The online dating applications are made in such a way as to make a participants focus on the physical features first, such as the weight of person, their height, the kind of clothes they wear or even where the pictures are taken. Sadly, internal attributes such as a person’s nature, their attitude, and qualities take a back seat which can only be brought forward if the other party judges the profile positively first. How shallow can we become as to judge someone based on whether they wear Indian traditional clothes or western ones?

How does online rejection affect people?
In a time, where emotional struggles and pressures are at a all time high, adding this physical judgement can seriously trigger a person or push them over the edge. Rejection is something that all of must face at some point in our life. But this kind of rejection, for such inconsiderate reasons makes coping extremely tough and unbearable for the youth.
On one side, musical bands such as Korean pop group BTS are trying to spread the message of self-love and acceptance but on the other, we have online dating and its negative effects on a person’s life. Meeting someone online and dating them isn’t bad or wrong. The whole process is an experience in itself.
Making a profile, adding attractive pictures and writing up a bio to interest the other person. But what hurts after that is when you don’t receive any messages or so called ‘matches’. Or your profile matches with one. You start the bittersweet journey of getting to know each other but slowly it starts to fade away.

These kind of actions tend to hit right at a person’s self-respect.
Self-depreciating thoughts start to take over your mind. Maybe I am not good enough, I might not be good looking, am I lacking in some way and whatnot. Once the seed of negativity is sown, even if unintentionally, it is very difficult to bounce back from there. It transforms into a downward spiral which can seriously harm a person.
There are innumerable stories available to us highlighting how tough people find it to take rejection online. One such story is mine. I have personally experienced how an exciting thing like looking for a partner online can turn into a harrowing one when people only match with you to comment on your body structure or how you cannot be considered attractive.
Or you might get lucky and find a good catch, have fun conversing for some time but again so back to step one when one day, the messages suddenly stop. You are forced to think, what went wrong? You go back and read the chats again. Only to conclude that maybe the person got bored or found a better one.
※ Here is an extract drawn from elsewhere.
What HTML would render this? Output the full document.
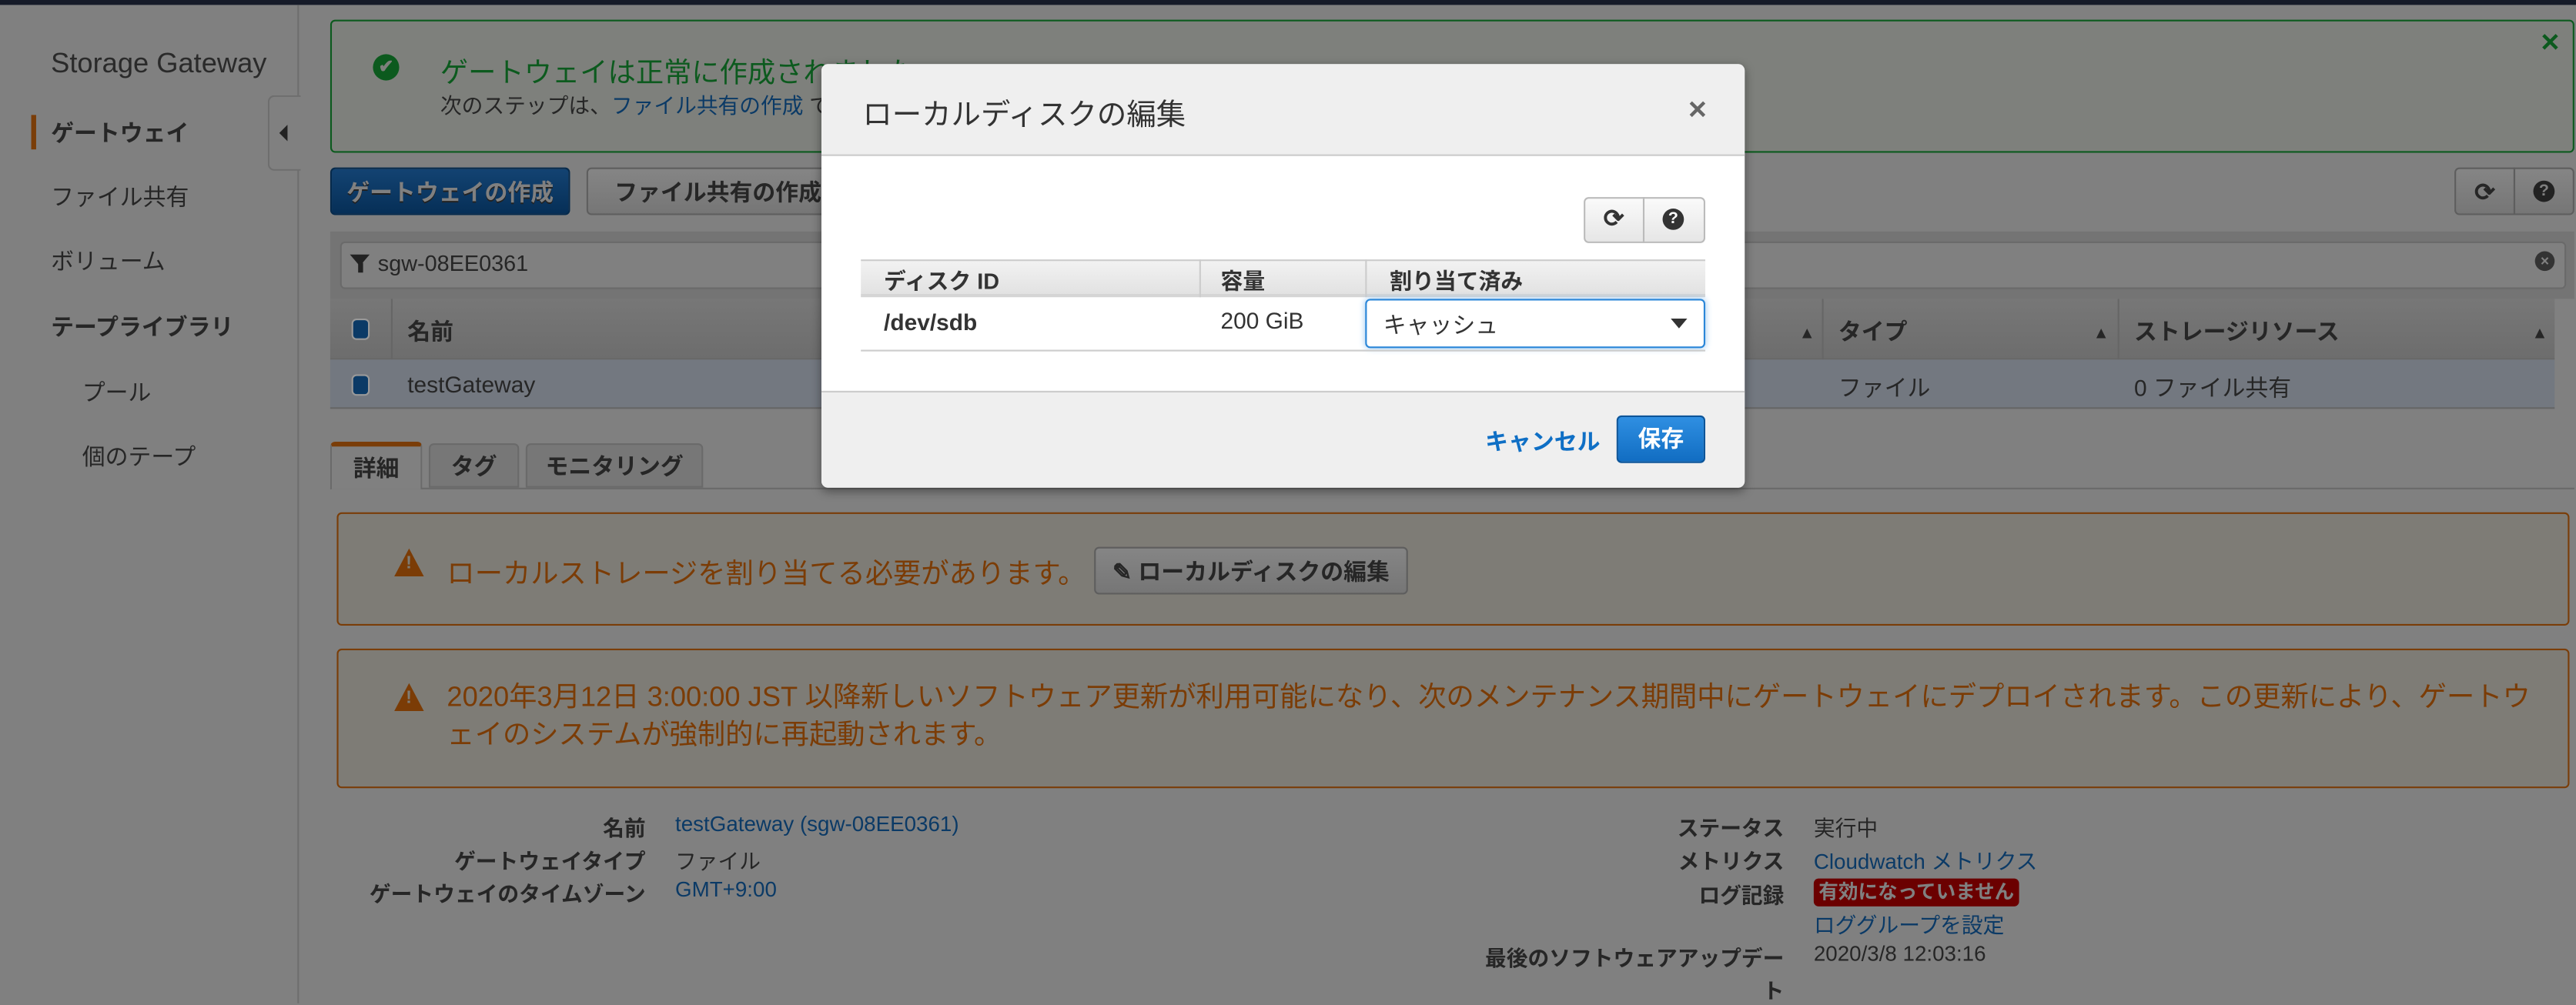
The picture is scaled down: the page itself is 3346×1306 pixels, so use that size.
<!DOCTYPE html>
<html><head><meta charset="utf-8">
<style>
*{box-sizing:border-box;margin:0;padding:0}
html,body{width:3346px;height:1304px;overflow:hidden;background:#808080}
#w{position:absolute;left:0;top:0;width:1568px;height:611px;transform:scale(2.13393);transform-origin:0 0;background:#808080;font-family:"Liberation Sans","Noto Sans CJK JP",sans-serif;color:#262626;font-size:13px}
.a{position:absolute;white-space:nowrap}
.b{font-weight:bold}
.lk{color:#0b3a66}
.btn{position:absolute;border:1px solid #5e5e5e;border-radius:3px;background:linear-gradient(#858585,#767676);font-weight:bold;font-size:14px;display:flex;align-items:center;justify-content:center}
.warn{position:absolute;left:205px;width:1359px;border:1px solid #7a3d08;border-radius:3px;background:#7e7c76;color:#7b3c06;font-size:17px}
.tri{position:absolute;width:0;height:0;border-left:9px solid transparent;border-right:9px solid transparent;border-bottom:17px solid #7b3c06}
.tri:after{content:"!";position:absolute;left:-2px;top:3px;font-size:11px;font-weight:bold;color:#7e7c76;line-height:12px}
.lbl{position:absolute;text-align:right;font-weight:bold;white-space:nowrap}
</style></head><body><div id="w">
<div class="a" style="left:0;top:0;width:1568px;height:3px;background:#161b29"></div>
<!-- sidebar -->
<div class="a" style="left:181px;top:3px;width:1px;height:608px;background:#6e6e6e"></div>
<div class="a" style="left:31px;top:29px;font-size:17px;color:#2a2a2a">Storage Gateway</div>
<div class="a" style="left:19px;top:70px;width:3px;height:21px;background:#7a3d08"></div>
<div class="a b" style="left:31px;top:71px;font-size:14px">ゲートウェイ</div>
<div class="a" style="left:31px;top:110px;font-size:14px">ファイル共有</div>
<div class="a" style="left:31px;top:149px;font-size:14px">ボリューム</div>
<div class="a b" style="left:31px;top:189px;font-size:14px">テープライブラリ</div>
<div class="a" style="left:50px;top:229px;font-size:14px">プール</div>
<div class="a" style="left:50px;top:268px;font-size:14px">個のテープ</div>
<div class="a" style="left:163px;top:58px;width:20px;height:46px;border:1px solid #6e6e6e;border-right:none;border-radius:4px 0 0 4px;background:#808080"></div>
<div class="a" style="left:170px;top:76px;width:0;height:0;border-top:5px solid transparent;border-bottom:5px solid transparent;border-right:5px solid #222"></div>
<!-- success alert -->
<div class="a" style="left:201px;top:12px;width:1366px;height:81px;border:1px solid #0c5a1e;border-radius:3px;background:#7e807c"></div>
<div class="a" style="left:227px;top:33px;width:16px;height:16px;border-radius:50%;background:#0c5a1e;color:#7e807c;font-size:11px;font-weight:bold;text-align:center;line-height:16px">✔</div>
<div class="a" style="left:268px;top:30px;font-size:17px;color:#0c5a1e">ゲートウェイは正常に作成されました</div>
<div class="a" style="left:268px;top:54px;font-size:13px">次のステップは、<span class="lk">ファイル共有の作成</span> で</div>
<div class="a b" style="left:1546px;top:17px;color:#0c5a1e;font-size:15px">✕</div>
<!-- buttons -->
<div class="btn" style="left:201px;top:102px;width:146px;height:29px;background:linear-gradient(#134372,#062f57);border-color:#062a4c;color:#808080;text-shadow:0 1px 0 #222">ゲートウェイの作成</div>
<div class="btn" style="left:357px;top:102px;width:160px;height:29px">ファイル共有の作成</div>
<div class="btn" style="left:1494px;top:102px;width:37px;height:29px;border-radius:3px 0 0 3px;font-size:15px">⟳</div>
<div class="btn" style="left:1530px;top:102px;width:37px;height:29px;border-radius:0 3px 3px 0"><span style="display:inline-block;width:13px;height:13px;border-radius:50%;background:#222;color:#808080;font-size:10px;text-align:center;line-height:13px">?</span></div>
<!-- filter -->
<div class="a" style="left:201px;top:141px;width:1366px;height:41px;background:#747474"></div>
<div class="a" style="left:207px;top:147px;width:1355px;height:29px;background:#808080;border:1px solid #6a6a6a;border-radius:3px"></div>
<div class="a" style="left:213px;top:155px;width:0;height:0;border-left:6px solid transparent;border-right:6px solid transparent;border-top:7px solid #222"></div>
<div class="a" style="left:218px;top:160px;width:3px;height:6px;background:#222"></div>
<div class="a" style="left:230px;top:153px;font-size:13.5px">sgw-08EE0361</div>
<div class="a" style="left:1543px;top:153px;width:12px;height:12px;border-radius:50%;background:#333;color:#808080;font-size:9px;text-align:center;line-height:12px;font-weight:bold">×</div>
<!-- table -->
<div class="a" style="left:201px;top:182px;width:1354px;height:37px;background:linear-gradient(#777,#6d6d6d);border-bottom:1px solid #666"></div>
<div class="a" style="left:238px;top:182px;width:1px;height:37px;background:#666"></div>
<div class="a" style="left:1109px;top:182px;width:1px;height:37px;background:#666"></div>
<div class="a" style="left:1289px;top:182px;width:1px;height:37px;background:#666"></div>
<div class="a" style="left:214px;top:194px;width:11px;height:13px;border:1px solid #999;border-radius:3px;background:#0b3a66"></div>
<div class="a b" style="left:248px;top:192px;font-size:14px">名前</div>
<div class="a b" style="left:1119px;top:192px;font-size:14px">タイプ</div>
<div class="a b" style="left:1299px;top:192px;font-size:14px">ストレージリソース</div>
<div class="a" style="left:1095px;top:198px;font-size:10px">▲</div>
<div class="a" style="left:1274px;top:198px;font-size:10px">▲</div>
<div class="a" style="left:1541px;top:198px;font-size:10px">▲</div>
<div class="a" style="left:201px;top:219px;width:1354px;height:30px;background:#737880;border-bottom:1px solid #666"></div>
<div class="a" style="left:214px;top:228px;width:11px;height:13px;border:1px solid #999;border-radius:3px;background:#0b3a66"></div>
<div class="a" style="left:248px;top:226px;font-size:14px">testGateway</div>
<div class="a" style="left:1119px;top:226px;font-size:14px">ファイル</div>
<div class="a" style="left:1299px;top:226px;font-size:14px">0 ファイル共有</div>
<!-- tabs -->
<div class="a" style="left:201px;top:297px;width:1366px;height:1px;background:#6a6a6a"></div>
<div class="a b" style="left:201px;top:269px;width:56px;height:29px;background:#808080;border:1px solid #6a6a6a;border-bottom:none;border-top:3px solid #7a3d08;border-radius:3px 3px 0 0;text-align:center;line-height:26px;font-size:14px">詳細</div>
<div class="a b" style="left:261px;top:270px;width:55px;height:27px;background:#777;border:1px solid #6a6a6a;border-radius:3px 3px 0 0;text-align:center;line-height:26px;font-size:14px">タグ</div>
<div class="a b" style="left:320px;top:270px;width:108px;height:27px;background:#777;border:1px solid #6a6a6a;border-radius:3px 3px 0 0;text-align:center;line-height:26px;font-size:14px">モニタリング</div>
<!-- warnings -->
<div class="warn" style="top:312px;height:69px"></div>
<div class="tri" style="left:240px;top:334px"></div>
<div class="a" style="left:272px;top:335px;font-size:17px;color:#7b3c06">ローカルストレージを割り当てる必要があります。</div>
<div class="btn" style="left:666px;top:333px;width:191px;height:29px;font-size:14px">✎ ローカルディスクの編集</div>
<div class="warn" style="top:395px;height:85px"></div>
<div class="tri" style="left:240px;top:416px"></div>
<div class="a" style="left:272px;top:413px;font-size:17px;color:#7b3c06;line-height:23px;white-space:normal;width:1270px">2020年3月12日 3:00:00 JST 以降新しいソフトウェア更新が利用可能になり、次のメンテナンス期間中にゲートウェイにデプロイされます。この更新により、ゲートウェイのシステムが強制的に再起動されます。</div>
<!-- details -->
<div class="lbl" style="right:1175px;top:494px">名前</div>
<div class="lbl" style="right:1175px;top:514px">ゲートウェイタイプ</div>
<div class="lbl" style="right:1175px;top:534px">ゲートウェイのタイムゾーン</div>
<div class="a lk" style="left:411px;top:494px">testGateway (sgw-08EE0361)</div>
<div class="a" style="left:411px;top:514px">ファイル</div>
<div class="a lk" style="left:411px;top:534px">GMT+9:00</div>
<div class="lbl" style="right:482px;top:494px">ステータス</div>
<div class="lbl" style="right:482px;top:514px">メトリクス</div>
<div class="lbl" style="right:482px;top:535px">ログ記録</div>
<div class="lbl" style="right:482px;top:573px">最後のソフトウェアアップデー</div>
<div class="lbl" style="right:482px;top:593px">ト</div>
<div class="a" style="left:1104px;top:494px">実行中</div>
<div class="a lk" style="left:1104px;top:514px">Cloudwatch メトリクス</div>
<div class="a b" style="left:1104px;top:535px;background:#6b0000;color:#808080;border-radius:3px;padding:0 3px;height:17px;line-height:17px;font-size:12px">有効になっていません</div>
<div class="a lk" style="left:1104px;top:553px">ロググループを設定</div>
<div class="a" style="left:1104px;top:573px">2020/3/8 12:03:16</div>
<!-- modal -->
<div class="a" style="left:500px;top:39px;width:562px;height:258px;background:#fff;border-radius:4px;box-shadow:0 2px 6px rgba(0,0,0,.4);overflow:hidden">
 <div class="a" style="left:0;top:0;width:562px;height:56px;background:#efefef;border-bottom:1px solid #ccc"></div>
 <div class="a" style="left:25px;top:17px;font-size:18px;color:#333">ローカルディスクの編集</div>
 <div class="a b" style="left:527px;top:19px;font-size:15px;color:#666">✕</div>
 <div class="a" style="left:464px;top:81px;width:74px;height:28px;border:1px solid #bbb;border-radius:3px;background:linear-gradient(#fafafa,#e6e6e6)"></div>
 <div class="a" style="left:500px;top:81px;width:1px;height:28px;background:#bbb"></div>
 <div class="a b" style="left:476px;top:85px;font-size:15px;color:#333">⟳</div>
 <div class="a" style="left:512px;top:88px;width:13px;height:13px;border-radius:50%;background:#333;color:#fff;font-size:10px;font-weight:bold;text-align:center;line-height:13px">?</div>
 <div class="a" style="left:24px;top:119px;width:514px;height:23px;background:linear-gradient(#f2f2f2,#e2e2e2);border-top:1px solid #ccc;border-bottom:2px solid #d5d5d5"></div>
 <div class="a" style="left:230px;top:119px;width:1px;height:23px;background:#ccc"></div>
 <div class="a" style="left:331px;top:119px;width:1px;height:23px;background:#ccc"></div>
 <div class="a b" style="left:38px;top:121px;font-size:13.5px;color:#333">ディスク ID</div>
 <div class="a b" style="left:243px;top:121px;font-size:13.5px;color:#333">容量</div>
 <div class="a b" style="left:346px;top:121px;font-size:13.5px;color:#333">割り当て済み</div>
 <div class="a b" style="left:38px;top:149px;font-size:14px;color:#333">/dev/sdb</div>
 <div class="a" style="left:243px;top:148px;font-size:14px;color:#333">200 GiB</div>
 <div class="a" style="left:331px;top:143px;width:207px;height:30px;border:1px solid #2a86d8;border-radius:3px;box-shadow:0 0 4px #9cc8f0;background:#fff"></div>
 <div class="a" style="left:342px;top:149px;font-size:14px;color:#333">キャッシュ</div>
 <div class="a" style="left:517px;top:155px;width:0;height:0;border-left:5px solid transparent;border-right:5px solid transparent;border-top:6px solid #333"></div>
 <div class="a" style="left:24px;top:174px;width:514px;height:1px;background:#ccc"></div>
 <div class="a" style="left:0;top:199px;width:562px;height:59px;background:#efefef;border-top:1px solid #ccc"></div>
 <div class="a b" style="left:404px;top:220px;font-size:14px;color:#0f6fc5">キャンセル</div>
 <div class="a b" style="left:484px;top:214px;width:54px;height:29px;border-radius:3px;background:linear-gradient(#2f8fe2,#116dc2);border:1px solid #0d5599;color:#fff;text-align:center;line-height:27px;font-size:14px">保存</div>
</div>
</div></body></html>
No matter what the reason, you always end up questioning yourself. Groveling in self-depreciating thoughts and working yourself up unnecessarily. And these thoughts affect the person’s other activities as well. What I have learnt from my own and other people’s experiences is that for us to deal with online rejection in a better way, we have got to first learn to love ourselves and have the kind of self-confidence, that cannot be shaken easily.
I know it’s hard, but we have got to take that first step. Again, as the boy band BTS’s lyrics go, “I’m the one I should love in this world.” Loving someone else, starts with loving myself. Accepting someone else as a partner comes only after we learn to accept ourselves as we are first, not doubting ourselves and living while loving our own selves.